Auf seinem Weg nach Rechts hatte Fidalgo, gegen die Einheit mit der Arbeiterunion (UGT), schon im April 2001 einen Pakt in einer strittigen Rentenfrage mit der Regierung und dem Arbeitgeberverband geschlossen. Dabei wurden erste Schritte zur Privatisierung der Rentenversicherung gemacht und für Unternehmen der Rentenanteil verbilligt und damit die den Sozialisten nahestehende UGT rechts überholt.

Der Höhepunkt seines Kurses war seine Weigerung im letzten Frühjahr sich am Generalstreik gegen die Kriegspolitik der Regierung beteiligen. Wegen Demonstrationen von Millionen gegen den Irak-Krieg hatte Fidalgo zwar einen Generalstreik für den Fall der Invasion angedroht, als es so weit war, zog er den Schwanz ein. Er ließ die UGT und kleinere Gewerkschaften im Regen stehen und meinte plötzlich, der Streik könne illegal sein. Diverse Sektionen der CCOO wurden unter Androhung von Strafen zur Ordnung gerufen und ihre Streikaufrufe von der Führung annulliert.

Schon zuvor gab es Streit mit dem „kritischen Flügel“. Nachdem die Regierung eine Reform des Arbeitsmarktes dekretiert hatte, der massiven Abbau von Rechten vorsah. Nur mit größter Mühe konnten die Kritiker mit der UGT im Juni 2002 einen Generalstreik gegen das Dekret durchsetzen. Er wurde ein voller Erfolg: die Reform wurde fast völlig gekippt.
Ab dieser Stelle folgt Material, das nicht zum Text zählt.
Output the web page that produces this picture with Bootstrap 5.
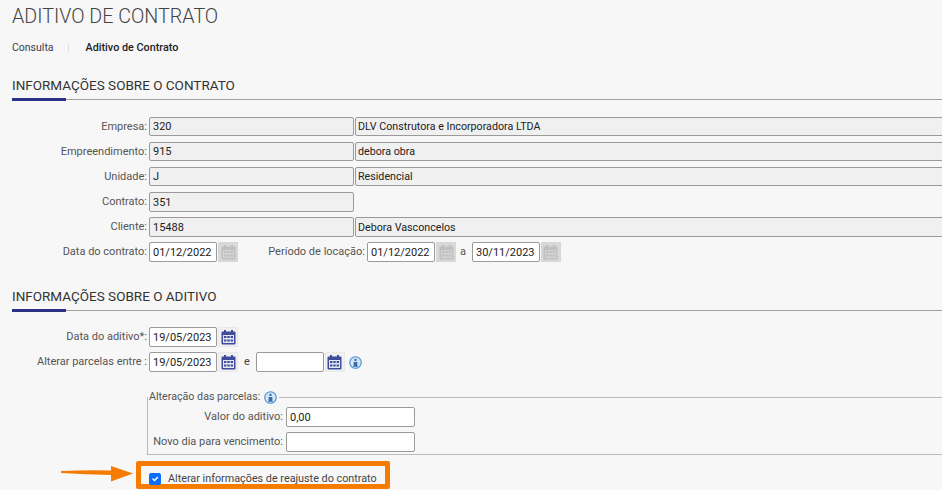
<!DOCTYPE html>
<html lang="pt-BR">
<head>
<meta charset="utf-8">
<title>Aditivo de Contrato</title>
<link href="https://cdn.jsdelivr.net/npm/bootstrap@5.3.0/dist/css/bootstrap.min.css" rel="stylesheet">
<style>
html,body{height:490px;overflow:hidden}
body{background:#f7f7f7;font-family:Roboto,"Liberation Sans",sans-serif;font-size:11px;color:#555;line-height:20px;white-space:nowrap}
.page-title{font-size:19.7px;font-weight:300;line-height:24px;color:#444;margin:5px 0 0 12px;height:24px}
.crumbs{margin:9px 0 0 12px;height:20px;font-size:10.5px;gap:14px;color:#3c3c55}
.crumbs .cur{color:#222;font-size:10.8px;font-weight:500;margin-left:3px}
.crumb-sep{width:1px;height:8px;background:#ddd}
.sec{margin-left:12px;border-bottom:1px solid #a0a0a0;position:relative;height:22px}
.sec h2{font-size:13.5px;font-weight:400;line-height:14px;color:#333;margin:0}
.sec::after{content:"";position:absolute;left:0;bottom:-2px;width:54px;height:3px;background:#2b3285}
.sec-a{margin-top:20px}
.sec-b{margin-top:27px}
.rows-a{margin-top:17px}
.frow{display:flex;align-items:center;height:20px;margin-bottom:5px}
.lab{width:147px;text-align:right;flex:none}
.field{height:20px;min-height:20px;border:1px solid #9a9a9a;border-radius:2px;padding:0 3px;font-size:11px;line-height:18px;color:#222;background:#fff;flex:none}
.field:disabled,.field[readonly]{background:#f0f0f0;color:#222;opacity:1}
.frow-short .field{height:19px;min-height:19px;align-self:flex-start}
.w-code{width:205px;margin-left:2px}
.w-name{width:700px;margin-left:1px;font-size:10.7px;padding-left:2px}
.w-date{width:68px;margin-left:2px}
.cal{width:20px;height:20px;flex:none;margin-left:1px;display:flex;align-items:center;justify-content:center;border:1px solid}
.cal svg{display:block}
.cal-off{background:#d8d8d8;border-color:#d8d8d8;color:#bfbfbf;--cal-in:#d4d4d4}
.cal-on{background:#f0f0f0;border-color:#e9e9e9;color:#3f4c9c;--cal-in:#e4e6f2}
.lab2{margin-left:30px;width:97px;text-align:right;flex:none}
.gap-a{margin:0 4px 0 4px}
.gap-e{margin:0 4px 0 6px;color:#444}
.info{flex:none;display:block}
.parc{margin:17px 0 0 147px;border:1px solid #bbb;border-right:0;padding:0;width:800px;height:66px}
.parc legend{float:none;width:auto;font-size:10.7px;line-height:16px;margin:0;padding:0 0 0 1px;color:#555;display:flex;align-items:center;gap:4px;height:16px}
.parc legend .info{margin-right:2px}
.lab3{width:135px;text-align:right;flex:none}
.w-val{width:129px;margin-left:3px}
.parc-in{margin-top:2px}
.mark-row{display:flex;align-items:flex-start;margin:6px 0 0 61px}
.hi-box{border:5px solid #f57c00;border-radius:2px;height:28px;width:254px;display:flex;align-items:center;padding:8px 0 0 8px;gap:7px;color:#444;margin:0;font-size:10.8px}
.hi-box .form-check-input{margin:0;width:12px;height:12px;border-radius:2px;flex:none;background-color:#0d6efd;border-color:#0d6efd}
.arrow{display:block;flex:none;margin:5px 3px 0 0}
</style>
</head>
<body>
<svg width="0" height="0" class="position-absolute">
<symbol id="ic-cal" viewBox="0 0 15 15">
<rect x="0.5" y="1.5" width="14" height="13" rx="1" fill="currentColor"/>
<rect x="3" y="0" width="2" height="3" fill="currentColor"/><rect x="10" y="0" width="2" height="3" fill="currentColor"/>
<rect x="2" y="5" width="11" height="8" fill="var(--cal-in)"/>
<g fill="currentColor"><rect x="3" y="6" width="2.4" height="2"/><rect x="6.3" y="6" width="2.4" height="2"/><rect x="9.6" y="6" width="2.4" height="2"/><rect x="3" y="9.5" width="2.4" height="2"/><rect x="6.3" y="9.5" width="2.4" height="2"/><rect x="9.6" y="9.5" width="2.4" height="2"/></g>
</symbol>
<symbol id="ic-info" viewBox="0 0 14 14">
<circle cx="7" cy="7" r="6.2" fill="#d5e6f7" stroke="#4a90d4" stroke-width="1.2"/>
<circle cx="7" cy="4.2" r="1.3" fill="#3a6aa8"/><path d="M5 6.4h4v4.4h.6v.9H4.4v-.9H5z" fill="#3a6aa8"/>
</symbol>
</svg>

<h1 class="page-title">ADITIVO DE CONTRATO</h1>
<div class="crumbs d-flex align-items-center"><span>Consulta</span><span class="crumb-sep"></span><span class="cur">Aditivo de Contrato</span></div>

<div class="sec sec-a"><h2>INFORMAÇÕES SOBRE O CONTRATO</h2></div>
<div class="rows-a">
<div class="frow frow-short"><span class="lab">Empresa:</span><input class="form-control field w-code" readonly value="320"><input class="form-control field w-name" readonly value="DLV Construtora e Incorporadora LTDA"></div>
<div class="frow frow-short"><span class="lab">Empreendimento:</span><input class="form-control field w-code" readonly value="915"><input class="form-control field w-name" readonly value="debora obra"></div>
<div class="frow frow-short"><span class="lab">Unidade:</span><input class="form-control field w-code" readonly value="J"><input class="form-control field w-name" readonly value="Residencial"></div>
<div class="frow"><span class="lab">Contrato:</span><input class="form-control field w-code" readonly value="351"></div>
<div class="frow"><span class="lab">Cliente:</span><input class="form-control field w-code" readonly value="15488"><input class="form-control field w-name" readonly value="Debora Vasconcelos"></div>
<div class="frow"><span class="lab">Data do contrato:</span><input class="form-control field w-date" value="01/12/2022"><span class="cal cal-off"><svg width="15" height="15"><use href="#ic-cal"/></svg></span>
<span class="lab2">Período de locação:</span><input class="form-control field w-date" value="01/12/2022"><span class="cal cal-off"><svg width="15" height="15"><use href="#ic-cal"/></svg></span><span class="gap-a">a</span><input class="form-control field w-date" value="30/11/2023"><span class="cal cal-off"><svg width="15" height="15"><use href="#ic-cal"/></svg></span></div>
</div>

<div class="sec sec-b"><h2>INFORMAÇÕES SOBRE O ADITIVO</h2></div>
<div class="mt-3">
<div class="frow"><span class="lab">Data do aditivo*:</span><input class="form-control field w-date" value="19/05/2023"><span class="cal cal-on"><svg width="15" height="15"><use href="#ic-cal"/></svg></span></div>
<div class="frow"><span class="lab">Alterar parcelas entre :</span><input class="form-control field w-date" value="19/05/2023"><span class="cal cal-on"><svg width="15" height="15"><use href="#ic-cal"/></svg></span><span class="gap-e">e</span><input class="form-control field w-date" value=""><span class="cal cal-on"><svg width="15" height="15"><use href="#ic-cal"/></svg></span><svg class="info ms-1" width="13" height="13"><use href="#ic-info"/></svg></div>
</div>
<fieldset class="parc">
<legend>Alteração das parcelas:<svg class="info" width="13" height="13"><use href="#ic-info"/></svg></legend>
<div class="parc-in">
<div class="frow"><span class="lab3">Valor do aditivo:</span><input class="form-control field w-val" value="0,00"></div>
<div class="frow"><span class="lab3">Novo dia para vencimento:</span><input class="form-control field w-val" value=""></div>
</div>
</fieldset>
<div class="mark-row">
<svg class="arrow" width="72" height="16" viewBox="0 0 72 16"><path d="M0 5 Q25 4 50 4.5 L50 0 L72 7.5 L50 15.5 L50 9 Q25 8.5 0 7z" fill="#f57c00"/></svg>
<label class="hi-box"><input class="form-check-input" type="checkbox" checked><span>Alterar informações de reajuste do contrato</span></label>
</div>
<script src="https://cdn.jsdelivr.net/npm/bootstrap@5.3.0/dist/js/bootstrap.bundle.min.js"></script>
</body>
</html>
Dieser Flügel um Agustin Moreno und Salce Elvira ist der Hauptgegner von Fidalgo. Moreno, der vor vier Jahren knapp 30 Prozent der Stimmen erhielt, knüpft an das traditionelle kämpferische Verständnis der Gewerkschaft an. Er fordert einen Linksruck und eine vielfältigere Politik der Gewerkschaft, die sich auf Basisbewegungen konzentriert. Fidalgo wirft er vor, die „Gewerkschaft in die absolute Spaltung“ geführt zu haben. Zudem habe der bei der Wahl der Delegierten alles getan, um erneut die Mehrheit zu erhalten. “In den letzten vier Jahren bestimmten Repressionen und Sanktionen das Bild“, erklärte Moreno in der Zeitung El País. Deshalb werde er ein „armseliges Ergebnis“ erreichen, dass mit „wenig interner Diskussion und unsauber“ zustande kommen werde.
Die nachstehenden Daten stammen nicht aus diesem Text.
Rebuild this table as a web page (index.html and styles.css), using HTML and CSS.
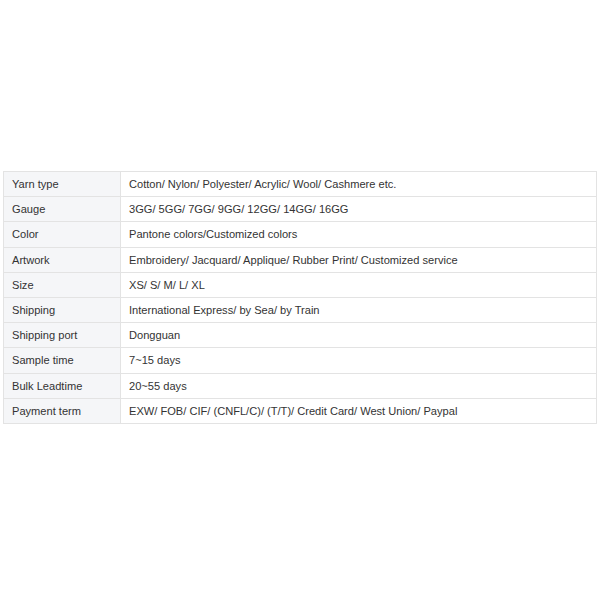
FILE: index.html
```html
<!DOCTYPE html>
<html>
<head>
<meta charset="utf-8">
<link rel="stylesheet" href="styles.css">
</head>
<body>
<div class="page">
<table class="spec">
<tr><td class="k">Yarn type</td><td class="v">Cotton/ Nylon/ Polyester/ Acrylic/ Wool/ Cashmere etc.</td></tr>
<tr><td class="k">Gauge</td><td class="v">3GG/ 5GG/ 7GG/ 9GG/ 12GG/ 14GG/ 16GG</td></tr>
<tr><td class="k">Color</td><td class="v">Pantone colors/Customized colors</td></tr>
<tr><td class="k">Artwork</td><td class="v">Embroidery/ Jacquard/ Applique/ Rubber Print/ Customized service</td></tr>
<tr><td class="k">Size</td><td class="v">XS/ S/ M/ L/ XL</td></tr>
<tr><td class="k">Shipping</td><td class="v">International Express/ by Sea/ by Train</td></tr>
<tr><td class="k">Shipping port</td><td class="v">Dongguan</td></tr>
<tr><td class="k">Sample time</td><td class="v">7~15 days</td></tr>
<tr><td class="k">Bulk Leadtime</td><td class="v">20~55 days</td></tr>
<tr><td class="k">Payment term</td><td class="v">EXW/ FOB/ CIF/ (CNFL/C)/ (T/T)/ Credit Card/ West Union/ Paypal</td></tr>
</table>
</div>
</body>
</html>
```
FILE: styles.css
```css
html, body { margin: 0; padding: 0; background: #fff; }
.page { padding: 171px 3px 0 3px; }
.spec {
  width: 594px;
  border-collapse: collapse;
  font-family: "Liberation Sans", Arial, sans-serif;
  font-size: 11.1px;
  color: #333;
}
.spec td {
  border: 1px solid #e3e3e3;
  height: 25.2px;
  padding: 0 0 0 8px;
  vertical-align: middle;
  box-sizing: border-box;
}
.spec td.k { width: 117px; background: #f5f6f8; }
.spec td.v { background: #fff; }
```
Sein zweiter Widersacher ist seine frühere rechte Hand. Rodolfo Benito war vor zwei Jahren aus der Führung entlassen worden. Benito habe offen den Führungsstil Fidalgos kritisiert, wird offiziell die Entlassung begründet, wobei wohl eher ein potentieller Gegner frühzeitig entmachtet wurde, der einst die Krönung Fidalgos unterstützte und gefährlich wurde. Benito fordert Fidalgos Rücktritt. Es sei „Selbstmord“ gegen einen großen Teil die Gewerkschaft zu führen. Nur in 17 Regionalstrukturen habe er die Mehrheit, 13 stellten sich gegen ihn.

Gewinnen kann Fidalgo aber nur, weil sich die Kritiker nicht auf eine gemeinsame Kandidatur einigen konnten. Dies war aber nahezu unmöglich, weil inhaltlich Fidalgo und der Benito-Flügel nur wenig trennt. Benito hat nur seit seiner Entlassung wenig glaubwürdig versucht populistisch an kritische Strömungen an der Basis anzuknüpfen.